The slick material was cold on my legs. The socks wouldn’t stay up. The shoes were too tight and too pointy.
The shirt strangled my neck when buttoned. The clip-on tie hid the cause of strangulation but randomly dangled in plates.
The suit coat might’ve been tolerable if the pockets weren’t fake.
When a suit was required, so was “goop.”
Goop was a green-in-the-bottle hair tonic that parents combed through our hair. It was cold on our head and smelled like chemicals. But it was the style. As a kid, you had to submit to your parent’s game of dress-up.
To them, we were life-size GI Joes. But we felt like Gumby.
Suits were only worn at church. Or weddings or funerals. None of which were enjoyed.
Then there was my 16-year management career. That required shirts and ties and pointy shoes. The occasional suit coat. At least those had real pockets.

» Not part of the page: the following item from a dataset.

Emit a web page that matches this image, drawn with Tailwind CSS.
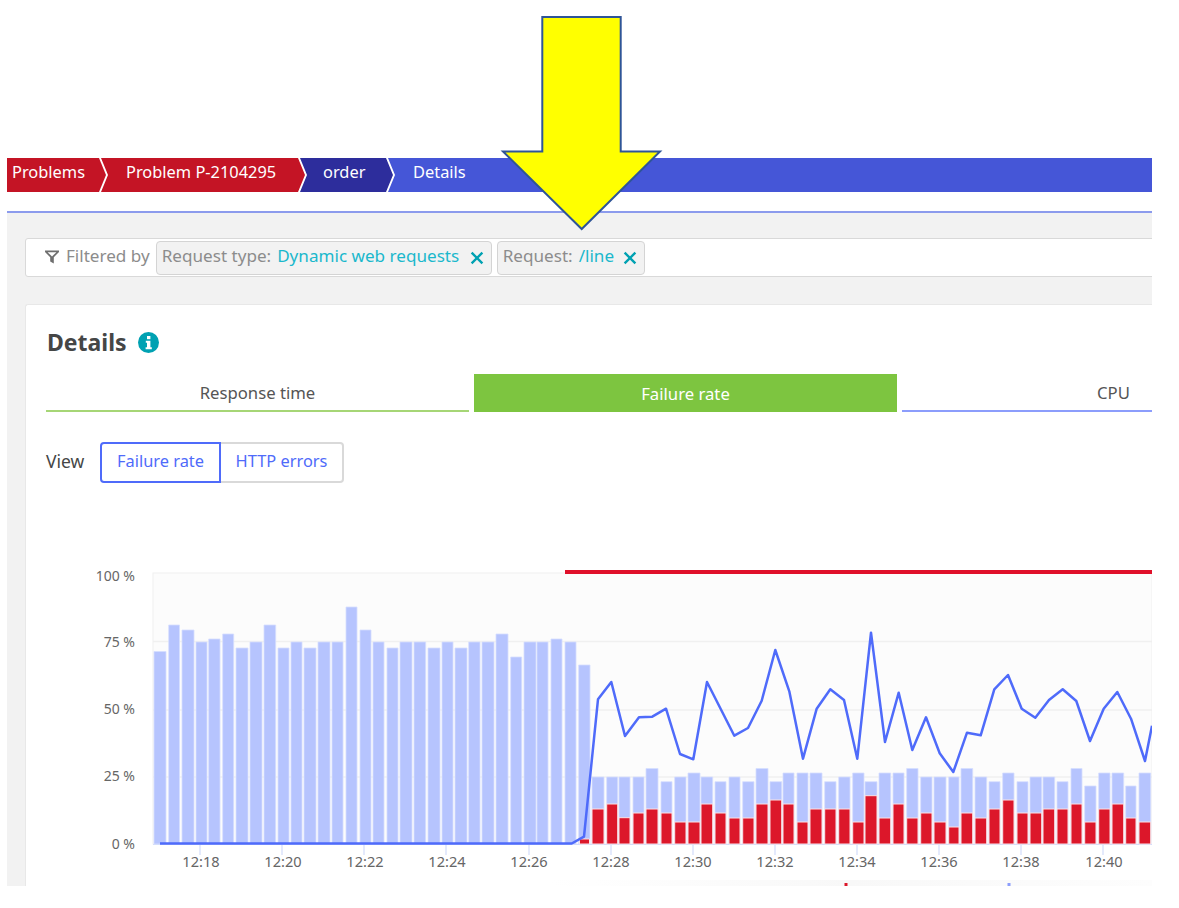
<!DOCTYPE html>
<html lang="en">
<head>
<meta charset="utf-8">
<title>Details</title>
<script src="https://cdn.jsdelivr.net/npm/@tailwindcss/browser@4"></script>
</head>
<body class="bg-white">
<div class="relative w-[1179px] h-[908px] overflow-hidden bg-white font-['Noto_Sans',sans-serif]">
  <div class="flex flex-col h-[886px] ml-[7px] w-[1145px] pt-[158px] overflow-hidden">
    <nav class="flex h-[34px] text-white text-[16.4px] shrink-0">
      <div class="w-[99px] pb-[5px] bg-[#c41425] flex items-center pl-[5px] [clip-path:polygon(0_0,calc(100%-7px)_0,100%_50%,calc(100%-7px)_100%,0_100%)]">Problems</div>
      <div class="w-[204px] pb-[5px] -ml-[5px] bg-[#c41425] flex items-center pl-[25px] [clip-path:polygon(0_0,calc(100%-7px)_0,100%_50%,calc(100%-7px)_100%,0_100%,7px_50%)]">Problem P-2104295</div>
      <div class="w-[93px] pb-[5px] -ml-[5px] bg-[#2d2d9c] flex items-center pl-[23px] [clip-path:polygon(0_0,calc(100%-7px)_0,100%_50%,calc(100%-7px)_100%,0_100%,7px_50%)]">order</div>
      <div class="flex-1 pb-[5px] -ml-[5px] bg-[#4556d7] flex items-center pl-[25px] [clip-path:polygon(0_0,100%_0,100%_100%,0_100%,7px_50%)]">Details</div>
    </nav>
    <div class="mt-[19px] h-[2px] bg-[#8c9bed] shrink-0"></div>
    <main class="flex-1 bg-[#f2f2f2] pl-[18px] pt-[25px] overflow-hidden">
      <div class="flex items-center h-[39px] w-[1180px] bg-white border border-[#d9d9d9] rounded-[3px] pl-[19px] text-[17.1px] text-[#8c8c8c]">
        <svg class="w-[14px] h-[14px] mr-[7px] mb-[1px]" viewBox="0 0 14 14"><path d="M0 0.5h14v1.5L8.8 7.2V13.5L5.2 11.5V7.2L0 2z" fill="#6f6f6f"/><path d="M2.6 2.2h8.8L7 6.4z" fill="#fff"/></svg>
        <span class="mb-[3px] shrink-0">Filtered by</span>
        <div class="ml-[6px] shrink-0 flex items-center h-[34px] w-[336px] pl-[5px] pb-[3px] bg-[#f2f2f2] border border-[#d4d4d4] rounded-[4px]">
          <span>Request type:</span><span class="ml-[6px] text-[#1ab8cc]">Dynamic web requests</span>
          <svg class="ml-[11px] mt-[3px] w-[14px] h-[14px]" viewBox="0 0 13 13"><path d="M1.5 1.5l10 10M11.5 1.5l-10 10" stroke="#00a1b2" stroke-width="2.2" fill="none"/></svg>
        </div>
        <div class="ml-[5px] shrink-0 flex items-center h-[34px] w-[148px] pl-[5px] pb-[3px] bg-[#f2f2f2] border border-[#d4d4d4] rounded-[4px]">
          <span>Request:</span><span class="ml-[6px] text-[#1ab8cc]">/line</span>
          <svg class="ml-[9px] mt-[3px] w-[14px] h-[14px]" viewBox="0 0 13 13"><path d="M1.5 1.5l10 10M11.5 1.5l-10 10" stroke="#00a1b2" stroke-width="2.2" fill="none"/></svg>
        </div>
      </div>
      <section class="mt-[27px] w-[1180px] h-[600px] bg-white border-t border-l border-[#e8e8e8] rounded-tl-[3px]">
        <div class="flex items-center gap-[11px] pl-[21px] pt-[18px] h-[56px]">
          <h2 class="text-[23px] leading-[36px] font-bold text-[#454646]">Details</h2>
          <svg class="w-[21px] h-[21px]" viewBox="0 0 21 21"><circle cx="10.5" cy="10.5" r="10.5" fill="#00a1b2"/><rect x="9" y="4" width="3.4" height="3.2" fill="#fff"/><path d="M7.8 8.8h4.6v6.4h1.4v2H7.6v-2h1.4v-4.4H7.8z" fill="#fff"/></svg>
        </div>
        <div class="flex pl-[20px] mt-[13px] h-[38px] text-[16.7px] text-[#555]">
          <div class="w-[423px] shrink-0 pt-[1px] flex items-center justify-center border-b-2 border-[#a6d676]">Response time</div>
          <div class="ml-[5px] w-[423px] shrink-0 pt-[1px] flex items-center justify-center bg-[#7dc540] text-white">Failure rate</div>
          <div class="ml-[5px] w-[423px] shrink-0 pt-[1px] flex items-center justify-center border-b-2 border-[#8c9dfc]">CPU</div>
        </div>
        <div class="flex items-center pl-[20px] mt-[30px] h-[41px] text-[16.4px]">
          <span class="w-[54px] pb-[3px] text-[17.5px] text-[#454646]">View</span>
          <div class="w-[121px] h-[41px] pb-[3px] flex items-center justify-center border-2 border-[#4f6bfa] rounded-l-[4px] text-[#4f6bfa]">Failure rate</div>
          <div class="w-[123px] h-[41px] pb-[3px] flex items-center justify-center border-2 border-l-0 border-[#d9d9d9] rounded-r-[4px] text-[#4f6bfa]">HTTP errors</div>
        </div>
        <svg class="block ml-[64px] mt-[77px] w-[1062px] h-[326px]" viewBox="90 560 1062 326" font-size="14.6" fill="#666">
          <defs>
            <linearGradient id="fade" x1="0" y1="0" x2="1" y2="0"><stop offset="0" stop-color="#fff"/><stop offset="0.5" stop-color="#f8f8f8"/><stop offset="1" stop-color="#fdfdfd"/></linearGradient>
          </defs>
          <rect x="153" y="573" width="999" height="271" fill="#fcfcfc" stroke="#f0f0f0"/>
          <path d="M153 641.5H1152M153 710H1152M153 777H1152" stroke="#f0f0f0" stroke-width="1.5"/>
          <path d="M153 844.5H1152M200 845v10M282 845v10M364 845v10M446 845v10M529 845v10M611 845v10M693 845v10M775 845v10M857 845v10M939 845v10M1021 845v10M1103 845v10" stroke="#d3dcfb" stroke-width="1.2"/>
          <rect x="550" y="880" width="602" height="6" fill="url(#fade)"/>
          <rect x="844.5" y="883" width="3" height="3" fill="#dc172a"/>
          <rect x="1007.5" y="883" width="3" height="3" fill="#8c9dfc"/>
          <path fill="#b6c4fe" stroke="#d5deff" stroke-width="0.8" d="M154 651.5H166V844H154ZM168.7 625H179.5V844H168.7ZM182 630H194V844H182ZM196 642H207V844H196ZM208.7 639H220V844H208.7ZM222.7 634H233.7V844H222.7ZM236 648H248V844H236ZM250 642H262V844H250ZM264 625H275.7V844H264ZM278 648H289V844H278ZM291 642H302V844H291ZM304 648H316V844H304ZM318 642H330V844H318ZM332 642H343V844H332ZM346 607H357V844H346ZM360 630H371V844H360ZM373 642H384V844H373ZM387 648H398V844H387ZM400 642H412V844H400ZM414 642H425.7V844H414ZM428 648H440V844H428ZM442 642H453V844H442ZM455 648H467V844H455ZM468.7 642H480V844H468.7ZM482 642H494V844H482ZM496 634H508V844H496ZM510.7 657H521.7V844H510.7ZM524 642H536V844H524ZM537 642H548V844H537ZM551 639H562V844H551ZM565 642H576V844H565ZM578.7 665H590V844H578.7ZM592 777H604V844H592ZM606.7 777H617.7V844H606.7ZM619 777H630V844H619ZM633 777H644V844H633ZM646 768.5H658V844H646ZM661 781.7H672V844H661ZM674.7 777H686V844H674.7ZM688 773H700V844H688ZM701 777H712.7V844H701ZM715 781.7H726V844H715ZM729 777H740V844H729ZM742.7 781.7H754V844H742.7ZM756 768.5H768V844H756ZM770 781.7H781.7V844H770ZM783 773H794V844H783ZM797 773H808V844H797ZM810 773H822V844H810ZM824.7 781.7H836V844H824.7ZM838.7 777H850V844H838.7ZM852.7 773H864V844H852.7ZM865 781.7H877V844H865ZM879 773H890.7V844H879ZM893 773H904V844H893ZM906.7 768.5H918V844H906.7ZM920.7 777H932V844H920.7ZM934 777H946V844H934ZM948.7 777H959V844H948.7ZM961 768.5H972.7V844H961ZM975 777H986.7V844H975ZM989 781.7H1000V844H989ZM1002.7 773H1014V844H1002.7ZM1017 781.7H1028V844H1017ZM1030 777H1041.7V844H1030ZM1043 777H1054.7V844H1043ZM1057 781.7H1068V844H1057ZM1071 768.5H1082V844H1071ZM1084.7 786H1096V844H1084.7ZM1098.7 773H1110V844H1098.7ZM1112 773H1123.7V844H1112ZM1125.7 786H1136V844H1125.7ZM1139 773H1150.7V844H1139Z"/>
          <path fill="#dc172a" stroke="#fbe3e6" stroke-width="1" d="M579.5 839H589.5V844H579.5ZM592 809H604V844H592ZM606.7 804H617.7V844H606.7ZM619 817.7H630V844H619ZM633 813H644V844H633ZM646 809H658V844H646ZM661 813H672V844H661ZM674.7 822H686V844H674.7ZM688 822H700V844H688ZM701 804H712.7V844H701ZM715 813H726V844H715ZM729 818H740V844H729ZM742.7 818H754V844H742.7ZM756 804H768V844H756ZM770 800H781.7V844H770ZM783 804H794V844H783ZM797 822H808V844H797ZM810 809H822V844H810ZM824.7 809H836V844H824.7ZM838.7 809H850V844H838.7ZM852.7 822H864V844H852.7ZM865 795.7H877V844H865ZM879 818H890.7V844H879ZM893 804H904V844H893ZM906.7 818H918V844H906.7ZM920.7 813H932V844H920.7ZM934 822H946V844H934ZM948.7 827H959V844H948.7ZM961 813H972.7V844H961ZM975 818H986.7V844H975ZM989 809H1000V844H989ZM1002.7 800H1014V844H1002.7ZM1017 813H1028V844H1017ZM1030 813H1041.7V844H1030ZM1043 809H1054.7V844H1043ZM1057 809H1068V844H1057ZM1071 804H1082V844H1071ZM1084.7 822H1096V844H1084.7ZM1098.7 809H1110V844H1098.7ZM1112 804H1123.7V844H1112ZM1125.7 818H1136V844H1125.7ZM1139 822H1150.7V844H1139Z"/>
          <polyline fill="none" stroke="#4f6bfa" stroke-width="2.5" stroke-linejoin="round" points="160,843.5 571.7,843.5 584,836.7 598,699.3 611.3,682 625,736 639,717.3 652.3,716.7 666,708.7 680,754 693.3,759.3 707,682 734.3,735.7 748,728 761.7,700.7 775.3,650 789.3,691.3 803,758.7 816.7,708.7 830.3,689.3 844,700 857.3,758.7 871,632.7 885,742 898.7,692.7 912.3,750 926,717.3 939.7,753.3 953.3,772 967,732.7 980.7,735.3 994.3,689.3 1008,675 1021.7,708.7 1035.3,717.7 1049,700 1062.7,689.3 1076.3,701 1090,741 1103.7,708.7 1117.3,692 1131,718.7 1145,761 1152,725.7"/>
          <rect x="565" y="570" width="587" height="4" fill="#e0102a"/>
          <g text-anchor="end" font-size="14">
            <text x="135" y="581">100 %</text>
            <text x="135" y="647">75 %</text>
            <text x="135" y="714">50 %</text>
            <text x="135" y="781">25 %</text>
            <text x="135" y="849">0 %</text>
          </g>
          <g text-anchor="middle">
            <text x="201" y="867">12:18</text>
            <text x="283" y="867">12:20</text>
            <text x="365" y="867">12:22</text>
            <text x="447" y="867">12:24</text>
            <text x="529" y="867">12:26</text>
            <text x="611" y="867">12:28</text>
            <text x="693" y="867">12:30</text>
            <text x="775" y="867">12:32</text>
            <text x="857" y="867">12:34</text>
            <text x="939" y="867">12:36</text>
            <text x="1021" y="867">12:38</text>
            <text x="1104" y="867">12:40</text>
          </g>
        </svg>
      </section>
    </main>
  </div>
  <svg class="absolute left-[500px] top-[14px] w-[164px] h-[218px]" viewBox="500 14 164 218">
    <path d="M542.3 17H620.7V151.5H660L581.7 229L503 151.5H542.3Z" fill="#ffff00" stroke="#2f5597" stroke-width="2"/>
  </svg>
</div>
</body>
</html>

So I’ve always hated suits.
Jeans represented freedom. Cut-offs in the summer. Layered pairs in the winter.
When I was in jeans, I was out from under the thumb of parents and employers.
This imprinted me deeply.
I may have overcompensated. I just counted 34 pairs of jeans in my closet.
One suit. With dust on the shoulders.
To me, the best benefit of financial freedom is escaping somebody else's required costume.